* START Extracted material *
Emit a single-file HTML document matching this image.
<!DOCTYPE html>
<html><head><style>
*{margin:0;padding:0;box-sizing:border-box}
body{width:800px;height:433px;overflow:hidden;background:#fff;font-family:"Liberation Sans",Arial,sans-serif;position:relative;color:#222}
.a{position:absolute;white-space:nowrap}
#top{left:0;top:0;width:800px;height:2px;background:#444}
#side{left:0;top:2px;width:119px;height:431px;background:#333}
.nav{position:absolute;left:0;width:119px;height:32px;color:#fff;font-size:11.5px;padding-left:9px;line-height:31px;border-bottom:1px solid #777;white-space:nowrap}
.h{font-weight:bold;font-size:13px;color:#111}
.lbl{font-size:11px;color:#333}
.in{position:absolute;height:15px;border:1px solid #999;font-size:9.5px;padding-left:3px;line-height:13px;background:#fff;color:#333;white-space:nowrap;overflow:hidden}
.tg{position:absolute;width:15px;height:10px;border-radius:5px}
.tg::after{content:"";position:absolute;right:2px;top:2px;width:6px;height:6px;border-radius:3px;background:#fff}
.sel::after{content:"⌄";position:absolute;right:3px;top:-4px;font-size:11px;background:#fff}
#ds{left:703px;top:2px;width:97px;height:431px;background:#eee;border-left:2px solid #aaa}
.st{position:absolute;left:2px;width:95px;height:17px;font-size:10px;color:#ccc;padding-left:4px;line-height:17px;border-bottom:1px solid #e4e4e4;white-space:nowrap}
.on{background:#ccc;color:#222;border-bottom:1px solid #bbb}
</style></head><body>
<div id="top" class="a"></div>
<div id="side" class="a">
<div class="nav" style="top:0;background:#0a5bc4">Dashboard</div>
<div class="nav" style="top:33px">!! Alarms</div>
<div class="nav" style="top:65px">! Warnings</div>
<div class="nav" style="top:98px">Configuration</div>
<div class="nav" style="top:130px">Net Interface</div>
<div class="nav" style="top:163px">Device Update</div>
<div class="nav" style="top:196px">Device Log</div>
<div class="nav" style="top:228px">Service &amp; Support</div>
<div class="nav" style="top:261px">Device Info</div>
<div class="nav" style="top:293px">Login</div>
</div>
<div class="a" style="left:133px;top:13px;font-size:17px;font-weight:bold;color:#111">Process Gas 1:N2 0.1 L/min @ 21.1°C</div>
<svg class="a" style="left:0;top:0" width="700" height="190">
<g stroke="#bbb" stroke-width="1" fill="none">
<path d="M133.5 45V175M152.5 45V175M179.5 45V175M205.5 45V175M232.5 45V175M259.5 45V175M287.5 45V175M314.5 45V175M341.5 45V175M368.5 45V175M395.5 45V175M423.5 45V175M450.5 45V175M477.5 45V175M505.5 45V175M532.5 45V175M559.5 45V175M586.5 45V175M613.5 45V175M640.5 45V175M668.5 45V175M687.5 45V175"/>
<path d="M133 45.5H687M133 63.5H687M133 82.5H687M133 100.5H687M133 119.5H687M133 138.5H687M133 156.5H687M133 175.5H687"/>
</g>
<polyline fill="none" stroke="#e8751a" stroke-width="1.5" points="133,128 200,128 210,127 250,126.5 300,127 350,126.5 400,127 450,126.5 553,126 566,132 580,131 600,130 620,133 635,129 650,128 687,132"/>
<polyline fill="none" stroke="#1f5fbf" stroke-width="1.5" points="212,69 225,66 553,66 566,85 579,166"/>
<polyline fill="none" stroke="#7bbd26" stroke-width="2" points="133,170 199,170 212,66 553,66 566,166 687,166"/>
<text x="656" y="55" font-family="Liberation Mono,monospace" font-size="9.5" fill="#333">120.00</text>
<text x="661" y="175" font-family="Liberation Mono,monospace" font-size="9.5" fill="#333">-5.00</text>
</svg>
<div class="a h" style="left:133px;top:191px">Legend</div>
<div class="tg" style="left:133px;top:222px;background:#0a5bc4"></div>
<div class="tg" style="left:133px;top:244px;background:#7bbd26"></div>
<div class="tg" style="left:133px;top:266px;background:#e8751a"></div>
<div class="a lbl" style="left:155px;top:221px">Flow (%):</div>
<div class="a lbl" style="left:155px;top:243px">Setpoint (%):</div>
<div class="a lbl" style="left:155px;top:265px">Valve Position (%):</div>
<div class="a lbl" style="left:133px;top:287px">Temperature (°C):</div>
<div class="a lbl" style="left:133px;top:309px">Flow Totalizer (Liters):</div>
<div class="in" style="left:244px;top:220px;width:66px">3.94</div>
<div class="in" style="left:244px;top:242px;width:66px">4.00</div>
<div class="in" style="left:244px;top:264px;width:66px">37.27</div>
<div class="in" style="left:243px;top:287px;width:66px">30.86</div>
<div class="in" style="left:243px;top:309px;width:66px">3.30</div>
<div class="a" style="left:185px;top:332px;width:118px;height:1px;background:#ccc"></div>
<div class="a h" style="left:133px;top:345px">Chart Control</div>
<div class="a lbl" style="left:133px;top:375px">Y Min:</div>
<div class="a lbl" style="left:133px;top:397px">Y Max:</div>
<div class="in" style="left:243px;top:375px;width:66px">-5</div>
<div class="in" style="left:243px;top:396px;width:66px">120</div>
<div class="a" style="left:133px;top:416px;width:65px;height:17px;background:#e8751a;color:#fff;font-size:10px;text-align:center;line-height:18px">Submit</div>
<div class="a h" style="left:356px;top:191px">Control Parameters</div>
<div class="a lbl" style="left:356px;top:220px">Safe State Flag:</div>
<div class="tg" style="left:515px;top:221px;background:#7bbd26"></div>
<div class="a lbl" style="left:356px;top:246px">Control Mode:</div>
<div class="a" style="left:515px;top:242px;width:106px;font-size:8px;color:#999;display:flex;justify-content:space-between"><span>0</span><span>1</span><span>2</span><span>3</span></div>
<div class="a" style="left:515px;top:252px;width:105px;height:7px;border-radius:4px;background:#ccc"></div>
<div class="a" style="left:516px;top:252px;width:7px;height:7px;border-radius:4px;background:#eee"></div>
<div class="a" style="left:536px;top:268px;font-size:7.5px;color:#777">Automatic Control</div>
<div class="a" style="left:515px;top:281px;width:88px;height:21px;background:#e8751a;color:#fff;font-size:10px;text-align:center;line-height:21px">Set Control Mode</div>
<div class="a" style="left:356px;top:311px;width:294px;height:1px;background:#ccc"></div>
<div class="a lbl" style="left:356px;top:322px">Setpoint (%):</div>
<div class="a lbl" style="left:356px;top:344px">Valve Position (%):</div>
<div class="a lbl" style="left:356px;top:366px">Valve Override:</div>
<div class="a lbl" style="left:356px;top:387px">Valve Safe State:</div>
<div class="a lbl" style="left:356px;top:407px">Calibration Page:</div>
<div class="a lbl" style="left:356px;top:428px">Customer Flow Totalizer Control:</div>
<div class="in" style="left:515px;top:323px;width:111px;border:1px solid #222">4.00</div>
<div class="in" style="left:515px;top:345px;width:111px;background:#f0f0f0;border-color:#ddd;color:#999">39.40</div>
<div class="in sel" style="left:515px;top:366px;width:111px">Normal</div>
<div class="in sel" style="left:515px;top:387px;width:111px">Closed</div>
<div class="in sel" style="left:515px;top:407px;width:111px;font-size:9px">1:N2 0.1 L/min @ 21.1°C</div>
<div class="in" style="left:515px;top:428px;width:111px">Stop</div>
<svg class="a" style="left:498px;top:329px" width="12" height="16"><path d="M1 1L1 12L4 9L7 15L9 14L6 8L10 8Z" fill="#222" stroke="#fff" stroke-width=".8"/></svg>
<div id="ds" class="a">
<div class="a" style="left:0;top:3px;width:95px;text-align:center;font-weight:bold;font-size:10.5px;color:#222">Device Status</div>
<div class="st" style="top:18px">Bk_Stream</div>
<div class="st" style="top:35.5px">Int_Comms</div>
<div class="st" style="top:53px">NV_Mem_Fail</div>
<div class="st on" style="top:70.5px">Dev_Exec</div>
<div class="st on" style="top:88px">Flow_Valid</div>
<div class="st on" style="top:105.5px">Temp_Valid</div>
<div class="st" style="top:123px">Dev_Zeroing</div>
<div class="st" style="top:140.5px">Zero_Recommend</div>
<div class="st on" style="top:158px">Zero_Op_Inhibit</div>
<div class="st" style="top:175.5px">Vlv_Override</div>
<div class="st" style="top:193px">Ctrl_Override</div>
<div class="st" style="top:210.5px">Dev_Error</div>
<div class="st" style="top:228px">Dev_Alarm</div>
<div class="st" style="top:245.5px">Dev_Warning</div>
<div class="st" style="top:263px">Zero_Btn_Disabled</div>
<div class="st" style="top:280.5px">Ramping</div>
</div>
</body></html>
* END Extracted material *
* START Extracted material *
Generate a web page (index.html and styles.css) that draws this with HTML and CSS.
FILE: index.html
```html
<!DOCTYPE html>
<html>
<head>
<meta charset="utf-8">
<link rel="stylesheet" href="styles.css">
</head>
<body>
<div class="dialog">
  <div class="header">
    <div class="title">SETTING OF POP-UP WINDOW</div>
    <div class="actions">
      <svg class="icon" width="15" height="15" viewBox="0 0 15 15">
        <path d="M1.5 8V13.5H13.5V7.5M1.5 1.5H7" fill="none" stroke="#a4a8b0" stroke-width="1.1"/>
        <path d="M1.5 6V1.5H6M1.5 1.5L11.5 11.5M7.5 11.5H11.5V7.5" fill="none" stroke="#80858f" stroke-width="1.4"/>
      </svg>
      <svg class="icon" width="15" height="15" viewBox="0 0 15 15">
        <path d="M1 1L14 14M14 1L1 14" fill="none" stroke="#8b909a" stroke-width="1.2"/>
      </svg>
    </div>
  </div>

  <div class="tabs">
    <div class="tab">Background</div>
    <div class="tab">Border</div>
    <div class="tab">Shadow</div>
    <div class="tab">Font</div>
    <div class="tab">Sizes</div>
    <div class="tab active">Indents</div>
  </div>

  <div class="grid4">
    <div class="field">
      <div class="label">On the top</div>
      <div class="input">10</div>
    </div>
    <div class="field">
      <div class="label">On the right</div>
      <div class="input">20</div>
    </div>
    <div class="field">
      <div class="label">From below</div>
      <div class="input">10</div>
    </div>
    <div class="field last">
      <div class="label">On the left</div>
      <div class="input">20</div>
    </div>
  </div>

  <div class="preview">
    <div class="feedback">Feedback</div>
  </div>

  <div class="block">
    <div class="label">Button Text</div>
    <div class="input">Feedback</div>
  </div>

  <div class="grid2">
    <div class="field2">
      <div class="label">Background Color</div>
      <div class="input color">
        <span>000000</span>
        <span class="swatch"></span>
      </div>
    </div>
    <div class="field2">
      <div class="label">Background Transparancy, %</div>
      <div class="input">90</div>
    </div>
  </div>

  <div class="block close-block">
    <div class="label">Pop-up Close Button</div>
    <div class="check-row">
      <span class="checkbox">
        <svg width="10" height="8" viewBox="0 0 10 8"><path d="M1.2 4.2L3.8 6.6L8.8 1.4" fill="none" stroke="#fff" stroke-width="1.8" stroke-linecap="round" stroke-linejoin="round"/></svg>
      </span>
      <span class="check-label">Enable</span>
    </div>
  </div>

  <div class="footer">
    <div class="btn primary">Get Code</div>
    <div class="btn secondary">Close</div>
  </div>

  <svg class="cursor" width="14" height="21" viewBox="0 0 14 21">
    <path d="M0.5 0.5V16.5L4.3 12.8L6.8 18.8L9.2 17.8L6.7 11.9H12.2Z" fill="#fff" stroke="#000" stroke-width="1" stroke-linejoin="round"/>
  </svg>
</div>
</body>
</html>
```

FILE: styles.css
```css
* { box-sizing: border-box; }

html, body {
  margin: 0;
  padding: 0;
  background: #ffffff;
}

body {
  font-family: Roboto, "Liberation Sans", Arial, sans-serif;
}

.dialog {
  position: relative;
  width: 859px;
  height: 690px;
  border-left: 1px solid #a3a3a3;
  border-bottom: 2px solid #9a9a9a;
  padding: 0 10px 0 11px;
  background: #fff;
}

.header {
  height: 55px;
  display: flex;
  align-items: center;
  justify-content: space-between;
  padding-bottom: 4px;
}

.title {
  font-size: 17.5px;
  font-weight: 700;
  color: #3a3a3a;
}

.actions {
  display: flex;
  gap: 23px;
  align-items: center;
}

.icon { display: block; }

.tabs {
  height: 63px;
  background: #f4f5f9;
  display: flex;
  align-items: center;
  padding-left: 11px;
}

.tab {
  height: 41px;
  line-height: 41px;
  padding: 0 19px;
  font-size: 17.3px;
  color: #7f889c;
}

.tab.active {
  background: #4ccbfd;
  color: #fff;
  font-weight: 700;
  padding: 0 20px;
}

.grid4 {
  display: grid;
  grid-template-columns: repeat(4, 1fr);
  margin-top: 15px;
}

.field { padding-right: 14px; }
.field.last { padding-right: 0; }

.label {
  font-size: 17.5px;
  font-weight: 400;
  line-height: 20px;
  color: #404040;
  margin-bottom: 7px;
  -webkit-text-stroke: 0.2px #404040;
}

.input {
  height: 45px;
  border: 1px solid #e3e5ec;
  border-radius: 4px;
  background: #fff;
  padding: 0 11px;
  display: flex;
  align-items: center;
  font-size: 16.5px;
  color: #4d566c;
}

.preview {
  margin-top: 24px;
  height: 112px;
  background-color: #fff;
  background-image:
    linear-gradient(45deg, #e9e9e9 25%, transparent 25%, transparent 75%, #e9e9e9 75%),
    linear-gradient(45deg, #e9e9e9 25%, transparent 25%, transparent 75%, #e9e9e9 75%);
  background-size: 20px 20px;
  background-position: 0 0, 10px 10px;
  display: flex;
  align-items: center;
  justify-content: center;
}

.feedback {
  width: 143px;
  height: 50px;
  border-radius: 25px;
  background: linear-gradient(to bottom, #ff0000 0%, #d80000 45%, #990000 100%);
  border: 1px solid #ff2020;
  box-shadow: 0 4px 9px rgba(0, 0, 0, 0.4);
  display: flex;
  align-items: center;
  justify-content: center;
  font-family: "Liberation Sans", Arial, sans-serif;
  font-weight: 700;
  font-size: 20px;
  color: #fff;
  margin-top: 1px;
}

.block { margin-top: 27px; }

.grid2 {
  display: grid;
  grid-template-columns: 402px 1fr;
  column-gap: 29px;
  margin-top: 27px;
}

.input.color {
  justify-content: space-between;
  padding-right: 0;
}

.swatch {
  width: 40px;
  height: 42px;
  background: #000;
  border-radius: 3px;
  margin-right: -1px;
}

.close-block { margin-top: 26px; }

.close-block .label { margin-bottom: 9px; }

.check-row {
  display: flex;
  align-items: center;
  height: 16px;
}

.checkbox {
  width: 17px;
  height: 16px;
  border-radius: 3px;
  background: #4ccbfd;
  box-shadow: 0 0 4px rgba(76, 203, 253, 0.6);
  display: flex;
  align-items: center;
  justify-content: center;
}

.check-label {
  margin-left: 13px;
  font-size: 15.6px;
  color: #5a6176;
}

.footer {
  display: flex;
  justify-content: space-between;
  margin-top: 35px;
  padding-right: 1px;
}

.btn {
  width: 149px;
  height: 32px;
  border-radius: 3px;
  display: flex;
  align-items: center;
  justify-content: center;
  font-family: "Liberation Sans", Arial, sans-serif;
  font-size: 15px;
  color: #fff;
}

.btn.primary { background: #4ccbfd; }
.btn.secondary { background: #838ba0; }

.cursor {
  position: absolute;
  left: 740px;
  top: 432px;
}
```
* END Extracted material *
* **Exercise goal**: The required output is the number of lines containing the word "image", and nothing besides.

* **Solution to this task**: 2